You can also keep your eyes open or make a "Want to buy" post in the trade section here. Quality flutes hold their value well anyway but you can still get a extra good deal on something good. I dont know a whole lot on the specifics of the different makers but if I was to get something different I'd go Copley, Walt Sweet, or M&E. I've heard many amazing things about all of them, and they dont break the bank. Well they at least break the bank less than some other options haha.

And going keyless is a good excuse to get some whistles in other keys (whistles can be a lot cheaper than flutes). Depends on what your trying to play tho. A song I want to play that requires a Low F can be played on my Bb whistle but not well because I have to play the verses an octave higher because I cant hit the low notes. So on that logic a keyed flute can hit the notes but it might not be able to play the song the way you want, or may be harder to play than on its ideal whistle.

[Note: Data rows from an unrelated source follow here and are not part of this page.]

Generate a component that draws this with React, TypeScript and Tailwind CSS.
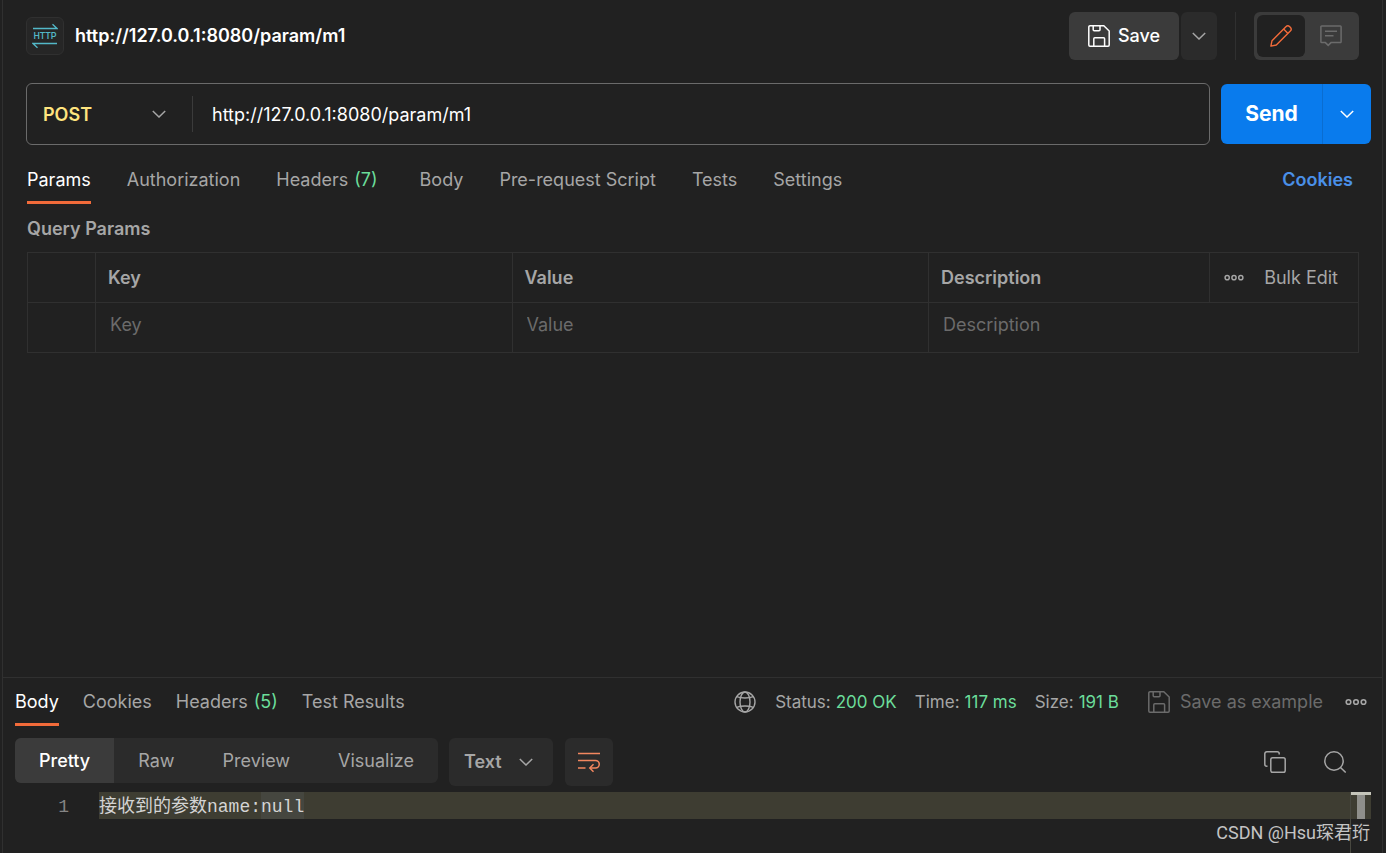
import React, { useState } from 'react';

interface IconProps {
  className?: string;
}

const ChevronIcon: React.FC<IconProps> = ({ className }) => (
  <svg className={className} width="14" height="8" viewBox="0 0 14 8" fill="none" stroke="currentColor" strokeWidth="1.5">
    <path d="M.8 1 7 7l6.2-6" />
  </svg>
);

const SaveIcon: React.FC<IconProps> = ({ className }) => (
  <svg className={className} width="22" height="22" viewBox="0 0 22 22" fill="none" stroke="currentColor" strokeWidth="1.5">
    <path d="M2 .8h13.8L21.2 6v14a1.2 1.2 0 0 1-1.2 1.2H2A1.2 1.2 0 0 1 .8 20V2A1.2 1.2 0 0 1 2 .8Z" />
    <path d="M5.2.8v4a1 1 0 0 0 1 1H11a1 1 0 0 0 1-1v-4" />
    <path d="M5.8 21.2v-7.400a1 1 0 0 1 1-1h8.800a1 1 0 0 1 1 1v7.400" />
  </svg>
);

const PencilIcon: React.FC<IconProps> = ({ className }) => (
  <svg className={className} width="22" height="22" viewBox="0 0 22 22" fill="none" stroke="currentColor" strokeWidth="1.4" strokeLinejoin="round">
    <path d="M.9 21.1 2 15.7 15.9 1.7a2.7 2.7 0 0 1 3.8 0l.6.6a2.7 2.7 0 0 1 0 3.8L6.3 20 .9 21.1Z" />
    <path d="m13.6 4 4.4 4.4" />
  </svg>
);

const CommentIcon: React.FC<IconProps> = ({ className }) => (
  <svg className={className} width="22" height="22" viewBox="0 0 22 22" fill="none" stroke="currentColor" strokeWidth="1.5">
    <path d="M1.700 1h18.600a.8.8 0 0 1 .8.8v15a.8.8 0 0 1-.8.8H11L8.2 20.4 5.4 17.6H1.700a.8.8 0 0 1-.8-.8v-15a.8.8 0 0 1 .8-.8Z" />
    <path d="M5 6.2h12M5 10.7h8.5" />
  </svg>
);

const GlobeIcon: React.FC<IconProps> = ({ className }) => (
  <svg className={className} width="22" height="22" viewBox="0 0 22 22" fill="none" stroke="currentColor" strokeWidth="1.4">
    <circle cx="11" cy="11" r="10" />
    <ellipse cx="11" cy="11" rx="5" ry="10" />
    <path d="M2.7 5.6c4.5 1.9 12.1 1.9 16.6 0M2.7 16.4c4.5-1.9 12.1-1.9 16.6 0" />
  </svg>
);

const DotsIcon: React.FC<IconProps> = ({ className }) => (
  <svg className={className} viewBox="0 0 22 8" fill="none" stroke="currentColor" strokeWidth="1.6">
    <circle cx="3.5" cy="4" r="2.3" />
    <circle cx="11" cy="4" r="2.3" />
    <circle cx="18.5" cy="4" r="2.3" />
  </svg>
);

const WrapIcon: React.FC<IconProps> = ({ className }) => (
  <svg className={className} width="22" height="22" viewBox="0 0 22 22" fill="none" stroke="currentColor" strokeWidth="1.5">
    <path d="M0 2.500h22M0 9.500h17.500a3.700 3.700 0 0 1 0 7.500H12M0 17h7.500" />
    <path d="m15.500 13.300-3.700 3.700 3.700 3.700" />
  </svg>
);

const CopyIcon: React.FC<IconProps> = ({ className }) => (
  <svg className={className} width="22" height="22" viewBox="0 0 22 22" fill="none" stroke="currentColor" strokeWidth="1.5">
    <rect x="6.8" y="6.8" width="14.4" height="14.4" rx="1.8" />
    <path d="M3.5 15.200h-.7a2 2 0 0 1-2-2V2.800a2 2 0 0 1 2-2h10.400a2 2 0 0 1 2 2v.7" />
  </svg>
);

const SearchIcon: React.FC<IconProps> = ({ className }) => (
  <svg className={className} width="22" height="22" viewBox="0 0 22 22" fill="none" stroke="currentColor" strokeWidth="1.5">
    <circle cx="10" cy="10" r="9.2" />
    <path d="m16.5 16.5 5.200 5" />
  </svg>
);

const HttpIcon: React.FC<IconProps> = ({ className }) => (
  <svg className={className} width="26" height="26" viewBox="0 0 26 26" fill="none" stroke="currentColor" strokeWidth="1.3">
    <path d="M1 5.500h24L20.500 1.300M25 20.500H1l4.500 4.200" />
    <text
      x="13"
      y="16"
      textAnchor="middle"
      fill="currentColor"
      stroke="none"
      className="font-['Roboto',sans-serif] text-[9px] font-medium"
    >
      HTTP
    </text>
  </svg>
);

interface Tab {
  label: string;
  count?: number;
}

const requestTabs: Tab[] = [
  { label: 'Params' },
  { label: 'Authorization' },
  { label: 'Headers', count: 7 },
  { label: 'Body' },
  { label: 'Pre-request Script' },
  { label: 'Tests' },
  { label: 'Settings' },
];

const responseTabs: Tab[] = [
  { label: 'Body' },
  { label: 'Cookies' },
  { label: 'Headers', count: 5 },
  { label: 'Test Results' },
];

const views = ['Pretty', 'Raw', 'Preview', 'Visualize'];

interface TabButtonProps {
  tab: Tab;
  active: boolean;
  onClick: () => void;
  countClassName?: string;
}

const TabButton: React.FC<TabButtonProps> = ({ tab, active, onClick, countClassName = 'ml-[6px]' }) => (
  <button
    type="button"
    onClick={onClick}
    className={`h-12 whitespace-nowrap border-b-3 pt-0.5 ${active ? 'border-[#f26b3a] text-white' : 'border-transparent'}`}
  >
    {tab.label}
    {tab.count !== undefined && <span className={`text-[#6bdd9a] ${countClassName}`}>({tab.count})</span>}
  </button>
);

const RequestHeader: React.FC = () => (
  <header className="flex items-center justify-between px-[23px] pt-3">
    <div className="flex items-center gap-[11px]">
      <div className="flex size-[38px] items-center justify-center rounded-md border border-[#303030] bg-[#262626] text-[#53b8c8]">
        <HttpIcon />
      </div>
      <h1 className="font-semibold text-white">http://127.0.0.1:8080/param/m1</h1>
    </div>
    <div className="flex h-12 items-stretch">
      <button type="button" className="flex w-[110px] items-center justify-center gap-2 rounded-md bg-[#3b3b3b] font-medium text-white">
        <SaveIcon />
        Save
      </button>
      <button type="button" aria-label="Save options" className="ml-0.5 flex w-9 items-center justify-center rounded-md bg-[#2b2b2b]">
        <ChevronIcon />
      </button>
      <div className="mx-[18px] w-px bg-[#303030]" />
      <div className="flex w-[105px] rounded-md bg-[#3b3b3b] p-[3px]">
        <button type="button" aria-label="Edit" className="flex w-12 items-center justify-center rounded-md bg-[#212121] text-[#f26b3a]">
          <PencilIcon />
        </button>
        <button type="button" aria-label="Comments" className="flex flex-1 items-center justify-center text-[#6b6b6b]">
          <CommentIcon />
        </button>
      </div>
    </div>
  </header>
);

const UrlBar: React.FC = () => {
  const [method, setMethod] = useState('POST');
  const [url, setUrl] = useState('http://127.0.0.1:8080/param/m1');

  return (
    <div className="mt-[23px] flex items-center gap-[11px] pl-[23px] pr-[11px]">
      <div className="flex h-[62px] flex-1 items-center rounded-md border border-[#6b6b6b]">
        <div className="relative flex h-9 w-[166px] items-center border-r border-[#3b3b3b]">
          <select
            aria-label="Method"
            value={method}
            onChange={(e) => setMethod(e.target.value)}
            className="w-full appearance-none bg-transparent pl-4 pt-0.5 font-semibold text-[#ffe47e] outline-none"
          >
            <option>POST</option>
            <option>GET</option>
            <option>PUT</option>
            <option>DELETE</option>
          </select>
          <ChevronIcon className="pointer-events-none absolute right-[26px]" />
        </div>
        <input
          type="text"
          aria-label="Request URL"
          value={url}
          onChange={(e) => setUrl(e.target.value)}
          className="min-w-0 flex-1 bg-transparent px-[19px] pt-0.5 text-white outline-none"
        />
      </div>
      <div className="flex h-[60px] w-[150px] overflow-hidden rounded-md bg-[#097bed] text-white">
        <button type="button" className="w-[101px] text-[21px] font-bold">
          Send
        </button>
        <button type="button" aria-label="Send options" className="flex flex-1 items-center justify-center border-l border-[#0a6dd0]">
          <ChevronIcon />
        </button>
      </div>
    </div>
  );
};

const QueryParams: React.FC = () => {
  const fieldClass = 'w-full bg-transparent px-[14px] pb-[5px] outline-none placeholder:text-[#6b6b6b]';

  return (
    <section className="pl-6 pr-[23px] pt-[13px]">
      <h2 className="font-semibold">Query Params</h2>
      <table className="mt-[11px] w-full table-fixed border-collapse text-left">
        <colgroup>
          <col className="w-[68px]" />
          <col />
          <col />
          <col className="w-[281px]" />
          <col className="w-[149px]" />
        </colgroup>
        <thead>
          <tr className="h-[50px]">
            <th className="border border-[#303030]" />
            <th className="border border-[#303030] px-3 font-semibold">Key</th>
            <th className="border border-[#303030] px-3 font-semibold">Value</th>
            <th className="border border-[#303030] px-3 font-semibold">Description</th>
            <th className="border border-[#303030] font-normal">
              <div className="flex items-center justify-between pl-[14px] pr-5">
                <button type="button" aria-label="Column options">
                  <DotsIcon className="w-5" />
                </button>
                <button type="button">Bulk Edit</button>
              </div>
            </th>
          </tr>
        </thead>
        <tbody>
          <tr className="h-[50px]">
            <td className="border border-[#303030]" />
            <td className="border border-[#303030]">
              <input type="text" aria-label="Key" placeholder="Key" className={fieldClass} />
            </td>
            <td className="border border-[#303030]">
              <input type="text" aria-label="Value" placeholder="Value" className={fieldClass} />
            </td>
            <td className="border border-[#303030]" colSpan={2}>
              <input type="text" aria-label="Description" placeholder="Description" className={fieldClass} />
            </td>
          </tr>
        </tbody>
      </table>
    </section>
  );
};

const ResponsePane: React.FC = () => {
  const [tab, setTab] = useState('Body');
  const [view, setView] = useState('Pretty');

  return (
    <section className="flex h-44 flex-col border-t border-[#303030]">
      <div className="flex items-center justify-between pl-3 pr-[15px]">
        <nav className="flex gap-6">
          {responseTabs.map((t) => (
            <TabButton key={t.label} tab={t} active={t.label === tab} onClick={() => setTab(t.label)} />
          ))}
        </nav>
        <div className="flex items-center">
          <GlobeIcon />
          <dl className="ml-[19px] flex gap-[18px] text-[17px]">
            <div className="flex gap-[5px]">
              <dt>Status:</dt>
              <dd className="text-[#6bdd9a]">200 OK</dd>
            </div>
            <div className="flex gap-[5px]">
              <dt>Time:</dt>
              <dd className="text-[#6bdd9a]">117 ms</dd>
            </div>
            <div className="flex gap-[5px]">
              <dt>Size:</dt>
              <dd className="text-[#6bdd9a]">191 B</dd>
            </div>
          </dl>
          <button type="button" className="ml-[29px] flex items-center gap-[10px] text-[#6b6b6b]">
            <SaveIcon />
            Save as example
          </button>
          <button type="button" aria-label="More actions" className="ml-[22px]">
            <DotsIcon className="w-[22px]" />
          </button>
        </div>
      </div>

      <div className="mt-3 flex items-start pl-3 pr-9">
        <div className="flex h-[45px] overflow-hidden rounded-md bg-[#2b2b2b]">
          {views.map((v) => (
            <button
              key={v}
              type="button"
              onClick={() => setView(v)}
              className={`px-6 ${v === view ? 'bg-[#3b3b3b] font-medium text-white' : ''}`}
            >
              {v}
            </button>
          ))}
        </div>
        <div className="relative ml-[11px] flex h-12 w-[104px] items-center rounded-md bg-[#2b2b2b]">
          <select aria-label="Response format" className="w-full appearance-none bg-transparent pl-[15px] font-semibold outline-none">
            <option>Text</option>
            <option>JSON</option>
            <option>HTML</option>
          </select>
          <ChevronIcon className="pointer-events-none absolute right-5" />
        </div>
        <button type="button" aria-label="Wrap lines" className="ml-3 flex size-12 items-center justify-center rounded-md bg-[#2b2b2b] text-[#f3875f]">
          <WrapIcon />
        </button>
        <div className="ml-auto flex h-12 items-center gap-[38px]">
          <button type="button" aria-label="Copy">
            <CopyIcon />
          </button>
          <button type="button" aria-label="Search">
            <SearchIcon />
          </button>
        </div>
      </div>

      <div className="mt-[6px] flex flex-1 pr-[11px] font-['Liberation_Mono','Noto_Sans_CJK_SC',monospace] leading-[30px]">
        <span className="w-24 pr-[30px] text-right text-[#858585]">1</span>
        <code className="h-[27px] flex-1 bg-[#3e3d32] font-['Liberation_Mono','Noto_Sans_CJK_SC',monospace] text-[#d4d4d4]">
          接收到的参数name:<span className="inline-block h-[27px] bg-[#45463f] align-top">null</span>
        </code>
        <div className="w-[21px] border-l border-[#484840]">
          <div className="flex h-[27px] justify-center border-t-3 border-[#c5c5ba] bg-[#3e3d32]">
            <div className="w-2 bg-[#8f8f8b]" />
          </div>
        </div>
      </div>
    </section>
  );
};

const App: React.FC = () => {
  const [tab, setTab] = useState('Params');

  return (
    <div className="relative min-h-screen bg-[#212121] pl-0.5 pr-[3px] font-['Inter',sans-serif] text-[18px] leading-6 text-[#a6a6a6]">
      <main className="flex min-h-screen flex-col border-x border-[#303030]">
        <RequestHeader />
        <UrlBar />
        <div className="mt-[11px] flex items-center justify-between pl-6 pr-[29px]">
          <nav className="flex gap-9">
            {requestTabs.map((t) => (
              <TabButton
                key={t.label}
                tab={t}
                active={t.label === tab}
                onClick={() => setTab(t.label)}
                countClassName="mx-[6px]"
              />
            ))}
          </nav>
          <a href="#cookies" className="font-semibold text-[#4a90e8]">
            Cookies
          </a>
        </div>
        <QueryParams />
        <div className="flex-1" />
        <ResponsePane />
      </main>
      <p className="pointer-events-none absolute bottom-2 right-4 font-['Roboto','Noto_Sans_CJK_SC',sans-serif] text-[#c4c4c4]">
        CSDN @Hsu琛君珩
      </p>
    </div>
  );
};

export default App;
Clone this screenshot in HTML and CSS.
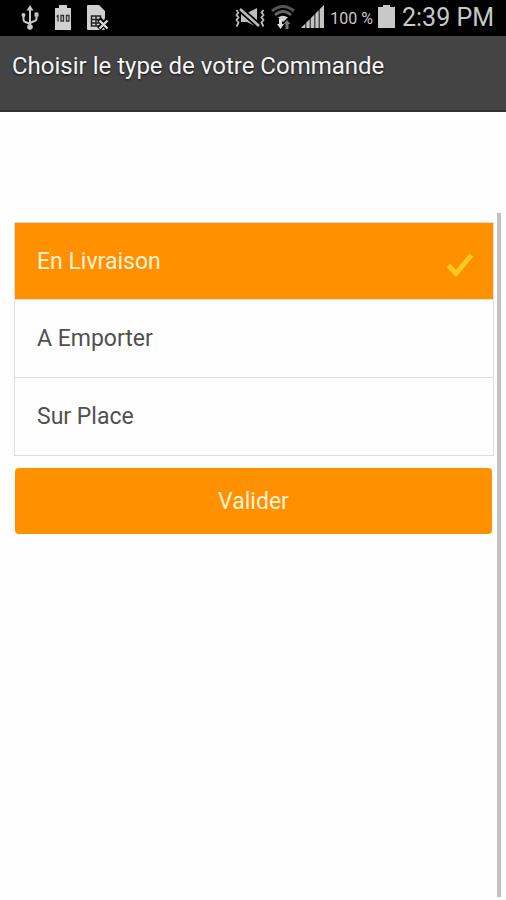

Editing because I missed the left handed thing- I'm technically left handed but I use right handed everything in life. Computer mouse, guitar, flute, etc. I found switching to easily accessible right handed things was easy. That being said any of these makers should be fine with making you a left handed version. I just tried playing my angus flute and it seems to play fine left handed. The embouchure hole looks the same on both sides, so some makers flutes could already be set up for either. You'd obviously want to look in to that before picking something up though. Best of luck.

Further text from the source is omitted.